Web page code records

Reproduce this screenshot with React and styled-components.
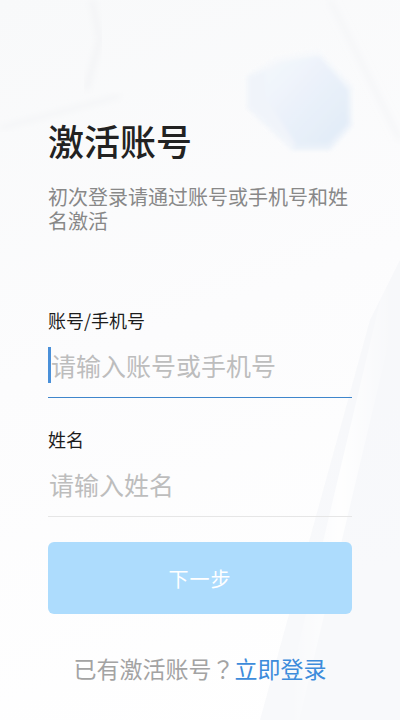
import React from "react";
import styled, { createGlobalStyle } from "styled-components";

const GlobalStyle = createGlobalStyle`
    html, body {
        margin: 0;
        padding: 0;
        background: #fafbfc;
    }
    * {
        box-sizing: border-box;
    }
`;

const Page = styled.div`
    position: relative;
    width: 400px;
    height: 720px;
    overflow: hidden;
    background: linear-gradient(160deg, #f8f9fa 0%, #fcfcfd 45%, #ffffff 100%);
    font-family: "Noto Sans CJK SC", "Noto Sans", sans-serif;
`;

const Backdrop = styled.svg`
    position: absolute;
    inset: 0;
    pointer-events: none;
`;

const Content = styled.div`
    position: relative;
    display: flex;
    flex-direction: column;
    padding: 113px 48px 0;
`;

const Title = styled.h1`
    margin: 0;
    font-size: 36px;
    line-height: 54px;
    font-weight: 500;
    color: #222;
`;

const Subtitle = styled.p`
    margin: 18px 0 0;
    font-size: 20px;
    line-height: 24px;
    color: #888;
`;

const Form = styled.div`
    display: flex;
    flex-direction: column;
    margin-top: 74px;
`;

const Field = styled.div`
    display: flex;
    flex-direction: column;
    margin-bottom: ${(p) => p.$gap || 0}px;
`;

const Label = styled.label`
    font-size: 18px;
    line-height: 26px;
    color: #1c1c1c;
`;

const InputRow = styled.div`
    position: relative;
    display: flex;
    align-items: center;
    height: 65px;
    border-bottom: 1px solid ${(p) => (p.$active ? "#3f86cc" : "#e6e6e6")};
`;

const Caret = styled.span`
    position: absolute;
    left: 0;
    top: 14px;
    width: 3px;
    height: 36px;
    background: #4a90d9;
`;

const Input = styled.input`
    flex: 1;
    border: none;
    outline: none;
    background: transparent;
    padding: 0 0 0 ${(p) => (p.$active ? 3 : 1)}px;
    font-family: inherit;
    font-size: 25px;
    color: #222;

    &::placeholder {
        color: #bdbdbd;
    }
`;

const NextButton = styled.button`
    margin-top: 25px;
    height: 72px;
    border: none;
    border-radius: 6px;
    background: #addcfd;
    color: #ffffff;
    font-family: inherit;
    font-size: 20px;
    letter-spacing: 1px;
`;

const Footer = styled.div`
    margin-top: 38px;
    text-align: center;
    font-size: 23px;
    line-height: 32px;
    color: #a3a3a3;
`;

const Punct = styled.span`
    font-family: "Noto Sans CJK TC", "Noto Sans CJK SC", sans-serif;
`;

const Link = styled.a`
    color: #3d8cdb;
    text-decoration: none;
`;

const Decoration = () => (
    <Backdrop width="400" height="720" viewBox="0 0 400 720">
        <defs>
            <linearGradient id="hexFace" x1="0" y1="0" x2="1" y2="1">
                <stop offset="0" stopColor="#f5f8fc" />
                <stop offset="1" stopColor="#dde9f7" />
            </linearGradient>
            <linearGradient id="hexSide" x1="0" y1="0" x2="0" y2="1">
                <stop offset="0" stopColor="#f7f9fc" />
                <stop offset="1" stopColor="#e8f0f9" />
            </linearGradient>
            <linearGradient id="streak" x1="0" y1="0" x2="1" y2="0">
                <stop offset="0" stopColor="#ffffff" stopOpacity="0" />
                <stop offset="0.5" stopColor="#ffffff" stopOpacity="0.9" />
                <stop offset="1" stopColor="#ffffff" stopOpacity="0" />
            </linearGradient>
            <filter id="soft">
                <feGaussianBlur stdDeviation="2" />
            </filter>
            <filter id="haze">
                <feGaussianBlur stdDeviation="3" />
            </filter>
        </defs>
        <path d="M92 0 L100 40 L86 90" stroke="#f2f3f5" strokeWidth="5" fill="none" filter="url(#haze)" />
        <path d="M0 128 L120 96" stroke="#f3f4f6" strokeWidth="4" fill="none" filter="url(#haze)" />
        <path d="M330 0 L400 140" stroke="#f4f5f7" strokeWidth="4" fill="none" filter="url(#haze)" />
        <path d="M370 320 L400 260 L400 720 L260 720 Z" fill="#f4f5f8" opacity="0.6" />
        <path d="M392 290 L290 720" stroke="url(#streak)" strokeWidth="18" fill="none" />
        <g filter="url(#soft)" opacity="0.9">
            <polygon points="276,58 318,50 352,86 352,126 330,150 292,150 247,108 247,76" fill="url(#hexSide)" />
            <polygon points="282,62 320,56 348,90 348,124 328,144 296,144 266,100 266,70" fill="url(#hexFace)" />
            <polygon points="247,76 266,70 266,100 296,144 292,150 247,108" fill="#f0f4fa" />
        </g>
    </Backdrop>
);

const App = () => (
    <>
        <GlobalStyle />
        <Page>
            <Decoration />
            <Content>
                <Title>激活账号</Title>
                <Subtitle>初次登录请通过账号或手机号和姓名激活</Subtitle>
                <Form>
                    <Field $gap={28}>
                        <Label>账号/手机号</Label>
                        <InputRow $active>
                            <Caret />
                            <Input $active placeholder="请输入账号或手机号" />
                        </InputRow>
                    </Field>
                    <Field>
                        <Label>姓名</Label>
                        <InputRow>
                            <Input placeholder="请输入姓名" />
                        </InputRow>
                    </Field>
                    <NextButton>下一步</NextButton>
                </Form>
                <Footer>
                    已有激活账号<Punct>？</Punct><Link href="#">立即登录</Link>
                </Footer>
            </Content>
        </Page>
    </>
);

export default App;
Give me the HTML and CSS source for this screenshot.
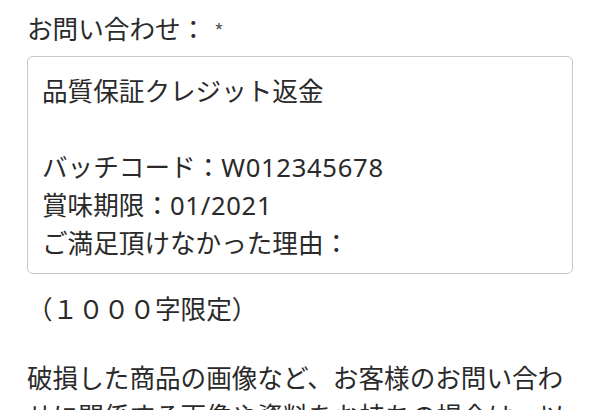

What you will do - Look through the entries above and report each line where the string "screenshot" occurs.

Written solution -
Reproduce this screenshot with React and styled-components.
Give me the HTML and CSS source for this screenshot.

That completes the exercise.